## AVAILABLE DATA
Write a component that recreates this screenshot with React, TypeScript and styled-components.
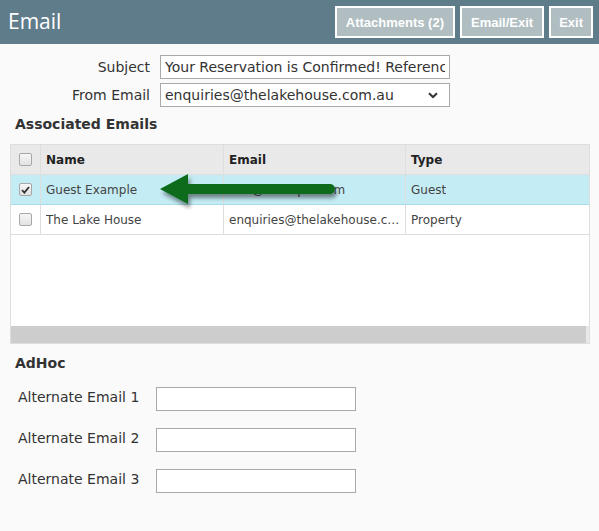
import React from 'react';
import styled, { createGlobalStyle } from 'styled-components';

const GlobalStyle = createGlobalStyle`
  html, body {
    margin: 0;
    padding: 0;
    background: #fafafa;
  }
  body {
    font-family: "DejaVu Sans", Verdana, sans-serif;
    color: #333;
  }
`;

const Page = styled.div`
  width: 599px;
  min-height: 531px;
  background: #fafafa;
`;

const TopBar = styled.header`
  height: 44px;
  background: #5f7c8a;
  display: flex;
  align-items: center;
  justify-content: space-between;
  padding: 0 6px 0 8px;
  box-sizing: border-box;
`;

const Title = styled.h1`
  margin: 0;
  font-family: "Open Sans", "Liberation Sans", sans-serif;
  font-size: 21px;
  font-weight: 400;
  color: #fff;
  line-height: 1;
  padding-bottom: 2px;
`;

const ButtonGroup = styled.div`
  display: flex;
  gap: 5px;
`;

const BarButton = styled.button<{ $pad?: number }>`
  height: 32px;
  padding: 0 ${(p) => p.$pad ?? 9}px;
  border: 2px solid #fff;
  background: #b0bec1;
  color: #fff;
  font-family: "Liberation Sans", Arial, sans-serif;
  font-size: 13px;
  font-weight: 700;
  cursor: pointer;
`;

const FieldGrid = styled.div`
  display: grid;
  grid-template-columns: 150px 290px;
  column-gap: 10px;
  row-gap: 4px;
  padding-top: 11px;
`;

const FieldLabel = styled.label`
  text-align: right;
  font-size: 14px;
  line-height: 24px;
  color: #333;
`;

const TextBox = styled.input<{ $w: number }>`
  box-sizing: border-box;
  width: ${(p) => p.$w}px;
  height: 24px;
  border: 1px solid #a9a9a9;
  background: #fff;
  padding: 0 4px;
  font-family: "DejaVu Sans", Verdana, sans-serif;
  font-size: 14px;
  color: #333;
  outline: none;
`;

const SelectBox = styled.div`
  box-sizing: border-box;
  width: 290px;
  height: 24px;
  border: 1px solid #a9a9a9;
  background: #fff;
  padding: 0 11px 0 4px;
  display: flex;
  align-items: center;
  justify-content: space-between;
  font-size: 14px;
  color: #333;
`;

const SectionTitle = styled.h2<{ $pad: string }>`
  margin: 0;
  font-size: 14px;
  line-height: 18px;
  font-weight: 700;
  color: #333;
  padding: ${(p) => p.$pad};
`;

const GridBox = styled.div`
  position: relative;
  margin: 0 9px 0 10px;
  height: 200px;
  box-sizing: border-box;
  border: 1px solid #dedede;
  background: #fff;
  display: flex;
  flex-direction: column;
`;

const GridRow = styled.div<{ $kind: 'head' | 'selected' | 'plain' }>`
  display: grid;
  grid-template-columns: 30px 183px 182px 1fr;
  height: 30px;
  flex-shrink: 0;
  box-sizing: border-box;
  border-bottom: 1px solid ${(p) => (p.$kind === 'selected' ? '#a9dbe6' : '#dedede')};
  background: ${(p) =>
    p.$kind === 'head' ? '#e9e9e9' : p.$kind === 'selected' ? '#c4ecf4' : '#fff'};
  font-size: 12px;
  font-weight: ${(p) => (p.$kind === 'head' ? 700 : 400)};
  color: ${(p) => (p.$kind === 'head' ? '#222' : '#444')};
`;

const Cell = styled.div`
  display: flex;
  align-items: center;
  padding: 0 5px;
  border-right: 1px solid #dedede;
  white-space: nowrap;
  overflow: hidden;
  min-width: 0;
  &:last-child {
    border-right: none;
  }
`;

const CellText = styled.span`
  overflow: hidden;
  text-overflow: ellipsis;
`;

const CheckCell = styled(Cell)`
  justify-content: center;
  padding: 0;
`;

const CheckBox = styled.span`
  box-sizing: border-box;
  width: 13px;
  height: 13px;
  border: 1px solid #a8a8a8;
  border-radius: 2px;
  background: linear-gradient(#f6f6f6, #e2e2e2);
  display: flex;
  align-items: center;
  justify-content: center;
`;

const GridFill = styled.div`
  flex: 1;
  background: #fff;
`;

const ScrollTrack = styled.div`
  height: 17px;
  flex-shrink: 0;
  background: #e8e8e8;
  display: flex;
`;

const ScrollThumb = styled.div`
  flex: 1;
  margin-right: 3px;
  background: #cdcdcd;
`;

const ArrowLayer = styled.svg`
  position: absolute;
  left: 139px;
  top: 20px;
  overflow: visible;
  pointer-events: none;
`;

const AdHocList = styled.div`
  display: flex;
  flex-direction: column;
  gap: 17px;
  padding: 15px 0 0 18px;
`;

const AdHocRow = styled.div`
  display: flex;
  align-items: flex-start;
`;

const AdHocLabel = styled.label`
  width: 138px;
  font-size: 14px;
  line-height: 20px;
  color: #333;
`;

const Chevron = () => (
  <svg width="10" height="7" viewBox="0 0 10 7">
    <path d="M1 1.2 L5 5 L9 1.2" fill="none" stroke="#333" strokeWidth="2" />
  </svg>
);

const Tick = () => (
  <svg width="9" height="8" viewBox="0 0 9 8">
    <path d="M1 4.2 L3.4 6.6 L8 1" fill="none" stroke="#333" strokeWidth="1.8" />
  </svg>
);

const contacts = [
  { name: 'Guest Example', email: 'test@example.com', type: 'Guest', checked: true },
  { name: 'The Lake House', email: 'enquiries@thelakehouse.com.au', type: 'Property', checked: false },
];

export default function App() {
  return (
    <Page>
      <GlobalStyle />
      <TopBar>
        <Title>Email</Title>
        <ButtonGroup>
          <BarButton>Attachments (2)</BarButton>
          <BarButton>Email/Exit</BarButton>
          <BarButton $pad={8}>Exit</BarButton>
        </ButtonGroup>
      </TopBar>

      <FieldGrid>
        <FieldLabel>Subject</FieldLabel>
        <TextBox $w={290} readOnly value="Your Reservation is Confirmed! Reference #10452" />
        <FieldLabel>From Email</FieldLabel>
        <SelectBox>
          <span>enquiries@thelakehouse.com.au</span>
          <Chevron />
        </SelectBox>
      </FieldGrid>

      <SectionTitle $pad="8px 15px 11px">Associated Emails</SectionTitle>

      <GridBox>
        <GridRow $kind="head">
          <CheckCell>
            <CheckBox />
          </CheckCell>
          <Cell>Name</Cell>
          <Cell>Email</Cell>
          <Cell>Type</Cell>
        </GridRow>
        {contacts.map((c) => (
          <GridRow key={c.name} $kind={c.checked ? 'selected' : 'plain'}>
            <CheckCell>
              <CheckBox>{c.checked && <Tick />}</CheckBox>
            </CheckCell>
            <Cell>
              <CellText>{c.name}</CellText>
            </Cell>
            <Cell>
              <CellText>{c.email}</CellText>
            </Cell>
            <Cell>
              <CellText>{c.type}</CellText>
            </Cell>
          </GridRow>
        ))}
        <GridFill />
        <ScrollTrack>
          <ScrollThumb />
        </ScrollTrack>

        <ArrowLayer width="200" height="50" viewBox="0 0 200 50">
          <defs>
            <filter id="arrowShadow" x="-10%" y="-40%" width="130%" height="200%">
              <feGaussianBlur in="SourceAlpha" stdDeviation="2" />
              <feOffset dx="2" dy="4" result="blur" />
              <feComponentTransfer>
                <feFuncA type="linear" slope="0.45" />
              </feComponentTransfer>
              <feMerge>
                <feMergeNode />
                <feMergeNode in="SourceGraphic" />
              </feMerge>
            </filter>
          </defs>
          <path
            d="M10 24 L38 9 L38 19 L180 19 A5 5 0 0 1 180 29 L38 29 L38 39 Z"
            fill="#0e6c1d"
            filter="url(#arrowShadow)"
          />
        </ArrowLayer>
      </GridBox>

      <SectionTitle $pad="10px 15px 0">AdHoc</SectionTitle>
      <AdHocList>
        {[1, 2, 3].map((n) => (
          <AdHocRow key={n}>
            <AdHocLabel>Alternate Email {n}</AdHocLabel>
            <TextBox $w={200} />
          </AdHocRow>
        ))}
      </AdHocList>
    </Page>
  );
}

## TASK TO CARRY OUT
Which lines hold the string "components"? List them all.

## OUTPUT
Write a component that recreates this screenshot with React, TypeScript and styled-components.
import styled, { createGlobalStyle } from 'styled-components';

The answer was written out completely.